To do: Starting at the line that contains "Recreate this image" and stopping at the line that contains "FaCloudUploadAlt, FaTh, FaThLarge", return those lines exactly and nothing else. Both end lines count; pictures do not.

Material:
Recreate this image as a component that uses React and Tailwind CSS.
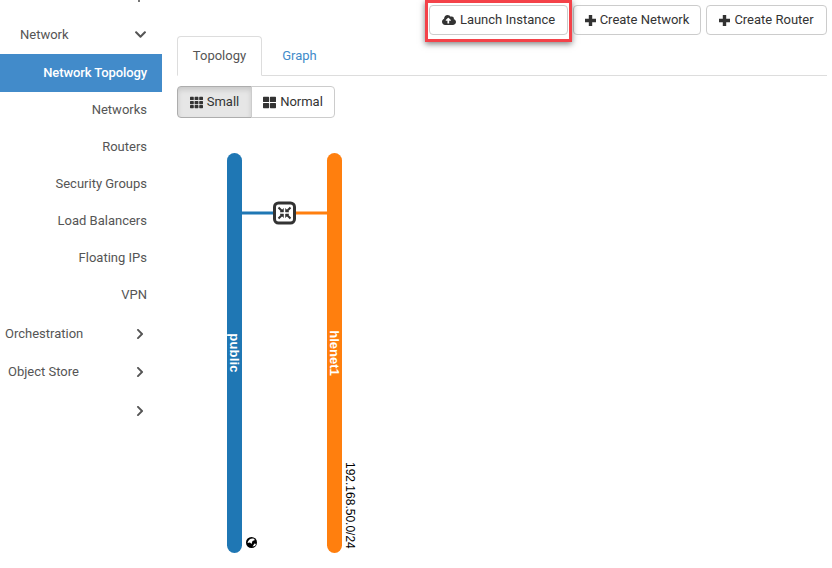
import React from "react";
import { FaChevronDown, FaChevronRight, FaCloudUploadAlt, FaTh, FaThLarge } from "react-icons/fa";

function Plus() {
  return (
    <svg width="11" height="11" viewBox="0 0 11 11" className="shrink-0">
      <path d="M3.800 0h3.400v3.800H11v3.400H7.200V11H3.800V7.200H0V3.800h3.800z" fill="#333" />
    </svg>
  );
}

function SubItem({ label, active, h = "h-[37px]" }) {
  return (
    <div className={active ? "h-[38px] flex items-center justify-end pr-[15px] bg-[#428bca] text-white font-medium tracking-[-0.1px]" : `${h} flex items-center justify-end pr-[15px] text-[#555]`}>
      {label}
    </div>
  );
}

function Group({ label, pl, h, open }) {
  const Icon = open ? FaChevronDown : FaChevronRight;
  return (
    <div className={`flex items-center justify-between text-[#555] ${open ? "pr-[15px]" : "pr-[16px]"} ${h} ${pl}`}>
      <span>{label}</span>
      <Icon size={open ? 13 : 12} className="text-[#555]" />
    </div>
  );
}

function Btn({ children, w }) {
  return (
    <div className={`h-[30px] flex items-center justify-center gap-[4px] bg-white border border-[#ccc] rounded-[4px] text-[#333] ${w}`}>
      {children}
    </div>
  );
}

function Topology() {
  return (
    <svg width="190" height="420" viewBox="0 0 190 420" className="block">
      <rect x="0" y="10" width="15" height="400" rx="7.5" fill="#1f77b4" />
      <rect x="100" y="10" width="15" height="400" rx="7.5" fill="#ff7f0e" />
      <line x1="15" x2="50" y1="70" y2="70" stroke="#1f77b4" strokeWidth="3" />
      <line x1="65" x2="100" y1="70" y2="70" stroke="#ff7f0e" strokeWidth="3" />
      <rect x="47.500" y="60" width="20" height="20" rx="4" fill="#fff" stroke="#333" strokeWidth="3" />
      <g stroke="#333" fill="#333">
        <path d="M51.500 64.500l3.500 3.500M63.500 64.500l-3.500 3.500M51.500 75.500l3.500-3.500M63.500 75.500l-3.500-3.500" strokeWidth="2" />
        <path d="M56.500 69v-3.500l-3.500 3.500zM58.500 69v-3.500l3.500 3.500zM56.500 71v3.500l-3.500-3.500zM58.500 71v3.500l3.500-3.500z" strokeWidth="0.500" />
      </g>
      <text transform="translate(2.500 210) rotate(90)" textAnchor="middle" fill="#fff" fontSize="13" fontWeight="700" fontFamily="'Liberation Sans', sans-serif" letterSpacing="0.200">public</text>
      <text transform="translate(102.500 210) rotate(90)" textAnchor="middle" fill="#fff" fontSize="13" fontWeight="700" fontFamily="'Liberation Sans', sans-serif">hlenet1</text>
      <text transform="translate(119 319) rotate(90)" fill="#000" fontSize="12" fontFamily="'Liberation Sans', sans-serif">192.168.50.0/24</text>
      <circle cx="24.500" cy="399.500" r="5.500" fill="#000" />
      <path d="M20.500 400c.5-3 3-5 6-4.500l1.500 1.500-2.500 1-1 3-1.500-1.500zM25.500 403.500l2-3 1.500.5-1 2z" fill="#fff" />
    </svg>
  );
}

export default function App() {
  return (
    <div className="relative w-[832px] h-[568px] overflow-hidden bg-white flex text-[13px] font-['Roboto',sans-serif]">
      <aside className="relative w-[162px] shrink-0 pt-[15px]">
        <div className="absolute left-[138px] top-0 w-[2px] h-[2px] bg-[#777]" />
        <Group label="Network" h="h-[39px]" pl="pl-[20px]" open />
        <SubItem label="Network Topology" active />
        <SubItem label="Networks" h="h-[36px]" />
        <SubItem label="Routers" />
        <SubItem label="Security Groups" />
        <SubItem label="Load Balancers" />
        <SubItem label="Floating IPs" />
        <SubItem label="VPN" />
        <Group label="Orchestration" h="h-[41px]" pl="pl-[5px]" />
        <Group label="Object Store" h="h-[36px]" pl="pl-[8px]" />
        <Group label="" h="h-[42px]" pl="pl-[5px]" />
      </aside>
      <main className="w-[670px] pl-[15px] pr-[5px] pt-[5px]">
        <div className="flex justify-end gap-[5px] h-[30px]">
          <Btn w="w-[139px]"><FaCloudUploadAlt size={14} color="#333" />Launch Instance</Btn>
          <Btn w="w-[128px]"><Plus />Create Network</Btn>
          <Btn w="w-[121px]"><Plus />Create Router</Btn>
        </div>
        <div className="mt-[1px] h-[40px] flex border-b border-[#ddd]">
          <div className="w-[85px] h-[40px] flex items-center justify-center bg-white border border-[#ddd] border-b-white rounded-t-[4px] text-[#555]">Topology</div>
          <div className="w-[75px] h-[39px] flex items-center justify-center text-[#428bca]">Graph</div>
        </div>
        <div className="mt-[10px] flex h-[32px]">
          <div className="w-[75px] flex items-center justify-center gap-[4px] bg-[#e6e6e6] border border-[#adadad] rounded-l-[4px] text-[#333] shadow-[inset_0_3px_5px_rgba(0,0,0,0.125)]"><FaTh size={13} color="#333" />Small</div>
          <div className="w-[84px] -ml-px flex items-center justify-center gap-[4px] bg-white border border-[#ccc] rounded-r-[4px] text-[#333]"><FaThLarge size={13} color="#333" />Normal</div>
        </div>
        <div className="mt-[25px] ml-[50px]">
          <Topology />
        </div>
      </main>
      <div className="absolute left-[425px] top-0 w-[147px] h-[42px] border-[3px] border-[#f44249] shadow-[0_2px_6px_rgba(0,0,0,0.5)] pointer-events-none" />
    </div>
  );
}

==

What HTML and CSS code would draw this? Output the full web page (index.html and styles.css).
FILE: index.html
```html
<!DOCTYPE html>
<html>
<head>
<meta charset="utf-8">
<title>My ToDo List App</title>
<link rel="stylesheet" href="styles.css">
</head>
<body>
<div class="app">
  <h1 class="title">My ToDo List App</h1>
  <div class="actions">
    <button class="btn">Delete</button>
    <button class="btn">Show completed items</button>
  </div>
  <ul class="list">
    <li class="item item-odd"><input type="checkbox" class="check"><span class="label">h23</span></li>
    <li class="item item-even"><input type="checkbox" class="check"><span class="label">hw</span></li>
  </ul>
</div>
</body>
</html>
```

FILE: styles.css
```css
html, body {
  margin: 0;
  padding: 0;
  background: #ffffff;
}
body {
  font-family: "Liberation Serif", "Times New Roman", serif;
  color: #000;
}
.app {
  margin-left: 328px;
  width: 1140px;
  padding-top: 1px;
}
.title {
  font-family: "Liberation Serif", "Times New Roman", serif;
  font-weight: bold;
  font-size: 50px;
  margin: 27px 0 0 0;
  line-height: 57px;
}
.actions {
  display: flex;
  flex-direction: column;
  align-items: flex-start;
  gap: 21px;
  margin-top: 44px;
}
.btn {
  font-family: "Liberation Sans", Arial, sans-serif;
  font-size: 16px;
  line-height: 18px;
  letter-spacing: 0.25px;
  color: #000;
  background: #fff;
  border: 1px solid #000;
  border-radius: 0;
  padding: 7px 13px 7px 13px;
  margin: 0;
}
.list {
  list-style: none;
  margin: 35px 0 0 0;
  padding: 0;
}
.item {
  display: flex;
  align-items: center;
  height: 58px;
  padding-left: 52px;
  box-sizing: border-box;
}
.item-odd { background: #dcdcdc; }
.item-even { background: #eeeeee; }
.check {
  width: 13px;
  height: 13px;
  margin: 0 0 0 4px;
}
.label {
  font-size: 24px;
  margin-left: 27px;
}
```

Complete answer:
Recreate this image as a component that uses React and Tailwind CSS.
import React from "react";
import { FaChevronDown, FaChevronRight, FaCloudUploadAlt, FaTh, FaThLarge } from "react-icons/fa";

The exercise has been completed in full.